A empresa em questão é a NSO Group, que emprega não mais de 500 pessoas no seu escritório na região de Herzylia, próximo a Tel Aviv, em Israel, mas que possui um valor de mercado de mais de 1 bilhão de dólares. Esse potencial se deve ao desenvolvimento do software chamado Pegasus, cuja importância estratégica é tanta que o Ministério da Defesa israelense regula a sua comercialização apenas para aliados próximos.
Embora o Pegasus não seja um software recente, a novidade reside na sua capacidade de hackear um celular por meio de apenas uma ligação não atendida ao seu Whatsapp, permitindo o acesso até mesmo a conteúdo criptografado, além das suas mensagens, ligações, localizações, fotos, câmera e microfone. Isto é, o usuário não precisa ser iludido a ativar o hackeamento do seu próprio aparelho, mas o vírus se ativa de forma autônoma. O Pegasus seria capaz de invadir até mesmo Iphones, considerados os aparelhos mais seguros, o que a Apple nega.
Segundo o Financial Times, o hackeamento do Whatsapp serviu como uma ação de marketing do NSO Group, que possui entre seus clientes agências de espionagem dos EUA, do Reino Unido e da Arábia Saudita. Mais da metade das relações comerciais da empresa seriam com países do Oriente Médio, que ainda possuiria enquanto clientes 21 países da União Europeia.
Essa capacidade de desenvolvimento tecnologias de última geração do campo da cibersegurança, vigilância e espionagem tem permitido uma crescente influência política de Israel, colocando o país na mesa de decisões de ações de segurança secretas e ostensivas dos principais atores do sistema internacional.

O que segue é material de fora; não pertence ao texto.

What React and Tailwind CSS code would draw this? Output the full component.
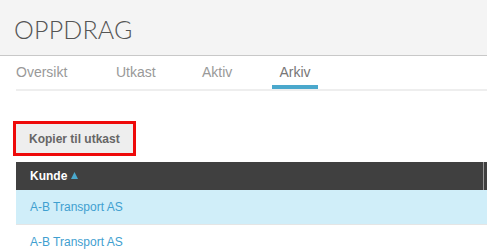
import React from 'react';

const tabs = ['Oversikt', 'Utkast', 'Aktiv', 'Arkiv'];
const rows = ['A-B Transport AS', 'A-B Transport AS'];

const App = () => {
  return (
    <div className="w-[487px] h-[251px] overflow-hidden bg-white font-['Liberation_Sans',Arial,sans-serif]">
      {/* Header */}
      <div className="h-[56px] bg-[#f4f4f4] border-b border-[#c8c8c8] flex items-center pl-[14px]">
        <h1 className="text-[25px] font-light text-[#555] tracking-[0.2px] font-['Lato',sans-serif] pt-[4px]">
          OPPDRAG
        </h1>
      </div>

      {/* Tabs */}
      <div className="ml-[16px] border-b-2 border-[#eeeeee] flex h-[35px]">
        {tabs.map((tab, idx) => (
          <div
            key={tab}
            className={`relative h-full pt-[8px] text-[14px] leading-[16px] ${
              idx === 3 ? 'text-[#777] w-[46px] text-center' : 'text-[#999]'
            } ${idx === 0 ? 'w-[100px]' : idx === 1 ? 'w-[86px]' : idx === 2 ? 'w-[70px]' : ''}`}
          >
            {tab}
            {idx === 3 && <div className="absolute left-0 right-0 bottom-0 h-[4px] bg-[#4aa8cc]" />}
          </div>
        ))}
      </div>

      {/* Action */}
      <div className="pl-[13px] pt-[30px]">
        <div className="inline-block border-[3px] border-[#ee0a0a]">
          <button className="bg-[#eeeeee] text-[#666] text-[12px] font-bold px-[13px] h-[29px]">
            Kopier til utkast
          </button>
        </div>
      </div>

      {/* Table */}
      <div className="ml-[16px] mt-[6px] w-[471px]">
        <div className="h-[28px] bg-[#404040] flex items-center pl-[14px] text-[12px] font-bold text-white">
          <span>Kunde</span>
          <svg className="ml-[4px] mb-[1px]" width="7" height="7" viewBox="0 0 7 7">
            <polygon points="3.5,0 7,7 0,7" fill="#4aa8cc" />
          </svg>
          <div className="ml-auto mr-[3px] w-[1px] h-full bg-[#999]" />
        </div>
        {rows.map((row, idx) => (
          <div
            key={idx}
            className={`h-[35px] flex items-center pl-[14px] text-[12px] text-[#3fa0d0] border-b border-[#e5e5e5] ${
              idx === 0 ? 'bg-[#d0eef9]' : 'bg-white'
            }`}
          >
            {row}
          </div>
        ))}
      </div>
    </div>
  );
};

export default App;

Além disso, permite a Israel construir relações com países que supostamente não possuiria, como as ditaduras árabes do Golfo ricas em petróleo e que possuem enormes investimentos na área de segurança, como Arábia Saudita, Emirados Árabes Unidos e Bahrein, que figuram na lista de clientes da NSO Group.

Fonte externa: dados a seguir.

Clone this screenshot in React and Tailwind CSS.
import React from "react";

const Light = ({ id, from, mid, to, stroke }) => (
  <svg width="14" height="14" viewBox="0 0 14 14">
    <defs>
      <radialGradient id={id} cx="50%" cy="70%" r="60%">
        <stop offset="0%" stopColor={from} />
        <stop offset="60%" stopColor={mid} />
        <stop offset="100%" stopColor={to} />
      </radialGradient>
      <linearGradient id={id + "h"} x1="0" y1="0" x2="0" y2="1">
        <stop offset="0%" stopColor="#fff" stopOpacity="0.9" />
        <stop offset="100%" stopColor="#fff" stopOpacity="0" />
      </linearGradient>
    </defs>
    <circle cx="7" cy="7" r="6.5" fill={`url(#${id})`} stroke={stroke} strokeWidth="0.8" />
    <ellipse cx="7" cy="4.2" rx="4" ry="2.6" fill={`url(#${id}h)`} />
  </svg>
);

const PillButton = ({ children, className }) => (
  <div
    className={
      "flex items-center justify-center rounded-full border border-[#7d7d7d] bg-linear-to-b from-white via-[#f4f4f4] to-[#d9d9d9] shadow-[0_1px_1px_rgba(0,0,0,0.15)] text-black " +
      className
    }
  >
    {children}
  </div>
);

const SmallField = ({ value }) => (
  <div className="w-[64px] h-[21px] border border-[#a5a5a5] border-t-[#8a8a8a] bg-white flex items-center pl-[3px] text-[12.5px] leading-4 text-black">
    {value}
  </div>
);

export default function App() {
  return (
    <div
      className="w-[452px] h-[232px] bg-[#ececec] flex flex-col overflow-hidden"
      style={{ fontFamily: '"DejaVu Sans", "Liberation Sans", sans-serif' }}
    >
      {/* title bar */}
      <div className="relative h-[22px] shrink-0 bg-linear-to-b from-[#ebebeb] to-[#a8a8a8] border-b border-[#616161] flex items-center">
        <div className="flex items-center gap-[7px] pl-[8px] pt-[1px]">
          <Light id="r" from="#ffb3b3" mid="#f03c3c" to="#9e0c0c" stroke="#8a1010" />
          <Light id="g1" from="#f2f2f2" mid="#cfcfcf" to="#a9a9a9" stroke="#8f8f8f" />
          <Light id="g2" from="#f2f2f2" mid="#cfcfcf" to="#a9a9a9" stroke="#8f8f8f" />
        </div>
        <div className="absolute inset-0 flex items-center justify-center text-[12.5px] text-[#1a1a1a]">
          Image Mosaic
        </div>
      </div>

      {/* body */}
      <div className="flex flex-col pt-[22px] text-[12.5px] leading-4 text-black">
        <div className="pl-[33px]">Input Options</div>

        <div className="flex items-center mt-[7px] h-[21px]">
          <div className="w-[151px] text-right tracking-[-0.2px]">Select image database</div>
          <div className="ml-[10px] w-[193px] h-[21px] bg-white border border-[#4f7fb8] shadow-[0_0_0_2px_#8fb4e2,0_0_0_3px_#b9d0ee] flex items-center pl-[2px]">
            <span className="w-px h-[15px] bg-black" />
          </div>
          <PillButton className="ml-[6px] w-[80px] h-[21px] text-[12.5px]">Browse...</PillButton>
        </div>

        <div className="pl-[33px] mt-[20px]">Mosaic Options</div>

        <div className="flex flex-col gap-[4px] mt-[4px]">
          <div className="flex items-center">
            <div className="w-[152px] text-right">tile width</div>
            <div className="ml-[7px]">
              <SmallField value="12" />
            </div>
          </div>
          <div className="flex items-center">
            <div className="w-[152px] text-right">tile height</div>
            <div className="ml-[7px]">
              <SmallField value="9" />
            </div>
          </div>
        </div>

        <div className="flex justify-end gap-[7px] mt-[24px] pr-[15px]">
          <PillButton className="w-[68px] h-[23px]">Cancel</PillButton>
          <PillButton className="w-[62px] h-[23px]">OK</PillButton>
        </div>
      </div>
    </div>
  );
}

Cibersegurança: um mercado bilionário e perigoso
Embora a corporação israelense afirme que o seu software seja usado principalmente em ações como prevenção de ataques terroristas, resgate de pessoas sequestradas e combate ao crime organizado — entre seus clientes está o México, que teria adquirido o software para operações contra cartéis de drogas —, ativistas mexicanos e sauditas reivindicam que o programa também serve para perseguição política.
Segundo o ativista saudita refugiado no Canadá Omar Abdulaziz, o governo saudita teria utilizado o Pegasus para infiltrar no seu celular e no do jornalista Jamal Khashoggi, oposicionista do regime morto em 2018 dentro da embaixada da Arábia Saudita em Istambul. A empresa israelense nega envolvimento na morte de Khashoggi. O alcance da companhia, entretanto, é difícil de ser medido, pois a maioria dos seus dados são sigilosos e até o ano passado não possuía um website.

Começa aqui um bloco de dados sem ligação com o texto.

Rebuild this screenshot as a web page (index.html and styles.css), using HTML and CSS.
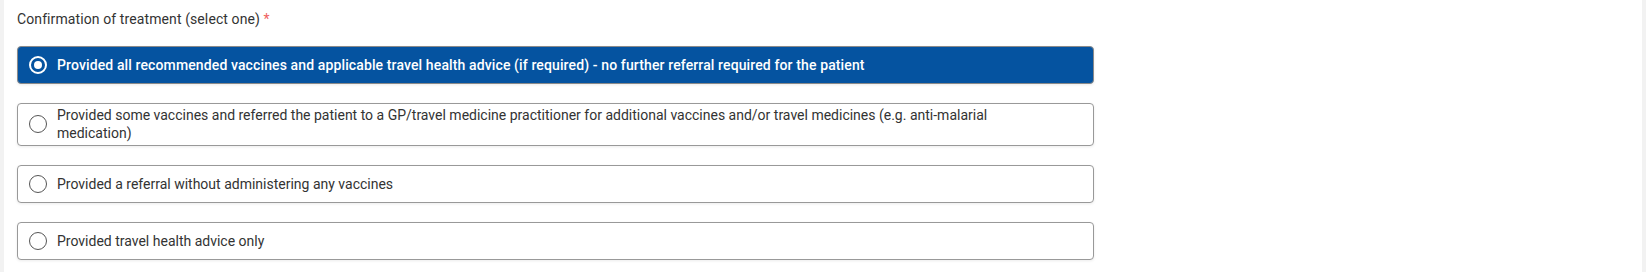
FILE: index.html
```html
<!DOCTYPE html>
<html lang="en">
<head>
  <meta charset="UTF-8">
  <title>Confirmation of treatment</title>
  <link rel="stylesheet" href="styles.css">
</head>
<body>
  <div class="page">
    <fieldset class="choice-group">
      <legend class="group-label">Confirmation of treatment (select one) <span class="required">*</span></legend>

      <label class="option selected">
        <input type="radio" name="treatment" value="all" checked>
        <span class="radio"></span>
        <span class="option-text">Provided all recommended vaccines and applicable travel health advice (if required) - no further referral required for the patient</span>
      </label>

      <label class="option">
        <input type="radio" name="treatment" value="some">
        <span class="radio"></span>
        <span class="option-text">Provided some vaccines and referred the patient to a GP/travel medicine practitioner for additional vaccines and/or travel medicines (e.g. anti-malarial medication)</span>
      </label>

      <label class="option">
        <input type="radio" name="treatment" value="referral">
        <span class="radio"></span>
        <span class="option-text">Provided a referral without administering any vaccines</span>
      </label>

      <label class="option">
        <input type="radio" name="treatment" value="advice">
        <span class="radio"></span>
        <span class="option-text">Provided travel health advice only</span>
      </label>
    </fieldset>
  </div>
</body>
</html>
```

FILE: styles.css
```css
html, body {
  margin: 0;
  height: 100%;
}
body {
  font-family: Roboto, "Liberation Sans", Arial, sans-serif;
  font-size: 14px;
  color: #333;
  background-color: #f2f2f2;
  padding: 0 4px 0 4px;
  box-sizing: border-box;
}
.page {
  background-color: #fff;
  height: 100%;
  padding: 9px 12px 0 13px;
  box-sizing: border-box;
}
.choice-group {
  border: none;
  margin: 0;
  padding: 0;
  width: 1077px;
  display: flex;
  flex-direction: column;
  gap: 19px;
}
.group-label {
  padding: 0;
  line-height: 20px;
  margin-bottom: 17px;
  color: #333;
  letter-spacing: 0.1px;
}
.required {
  color: #f0615e;
}
.option {
  display: flex;
  align-items: center;
  gap: 10px;
  box-sizing: border-box;
  min-height: 38px;
  padding: 2px 11px 3px;
  border: 1px solid #999;
  border-radius: 4px;
  background-color: #fff;
  box-shadow: 0 1px 3px rgba(0,0,0,0.08);
  line-height: 18px;
  cursor: pointer;
}
.option input {
  display: none;
}
.radio {
  flex: none;
  width: 18px;
  height: 18px;
  box-sizing: border-box;
  border: 1.5px solid #555;
  border-radius: 50%;
  position: relative;
}
.option-text {
  padding-right: 60px;
}
.selected {
  background-color: #0553a0;
  border-color: #8a8a8a;
  color: #fff;
  font-weight: 500;
  letter-spacing: 0.12px;
}
.selected .radio {
  border: 2px solid #fff;
}
.selected .radio::after {
  content: "";
  position: absolute;
  left: 3px;
  top: 3px;
  width: 8px;
  height: 8px;
  border-radius: 50%;
  background-color: #fff;
}
```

Para além das questões políticas, o mercado da cibervigilância tem se mostrado altamente lucrativo para o NSO Group. Apenas entre 2014 e 2018, a empresa israelense teria elevado o seu faturamento de 109 milhões de dólares para 251 milhões de dólares. No entanto, a corporações garante que todos os seus clientes passam por um comitê de ética independente, o que teria a levado deixar de ganhar milhões de dólares. “Esse comitê é uma piada”, observa, por outro lado, o advogado palestino Alaa Mahajna, que representa clientes mexicanos e sauditas contra a empresa em tribunais israelenses por violações de direitos humanos.
Pesquisadores do Citizen Lab, da Universidade de Toronto, no Canadá, já encontraram o vírus em diversos locais e reafirmam a sua capacidade de agir de forma autônoma, agressiva e até mesmo descontrolada. “Essas companhias estão dizendo ao mundo que seus produtos fazem do mundo mais seguro, mas as pessoas que sabem como essas companhias agem param de usar seus celulares e isso não me parece mais seguro”, observa o pesquisador John Scott-Raitlon, do Citizen Lab.
É revelador o caso do ex-ministro da Defesa de Israel Avigdor Lieberman, líder de um partido de extrema direita e morador de um assentamento judeu nos Territórios Palestinos Ocupados da Cisjordânia, que deixou de usar smartphones e passou a recorrer a um antigo, ultrapassado e deteriorado Nokia para realizar ligações e mandar mensagens.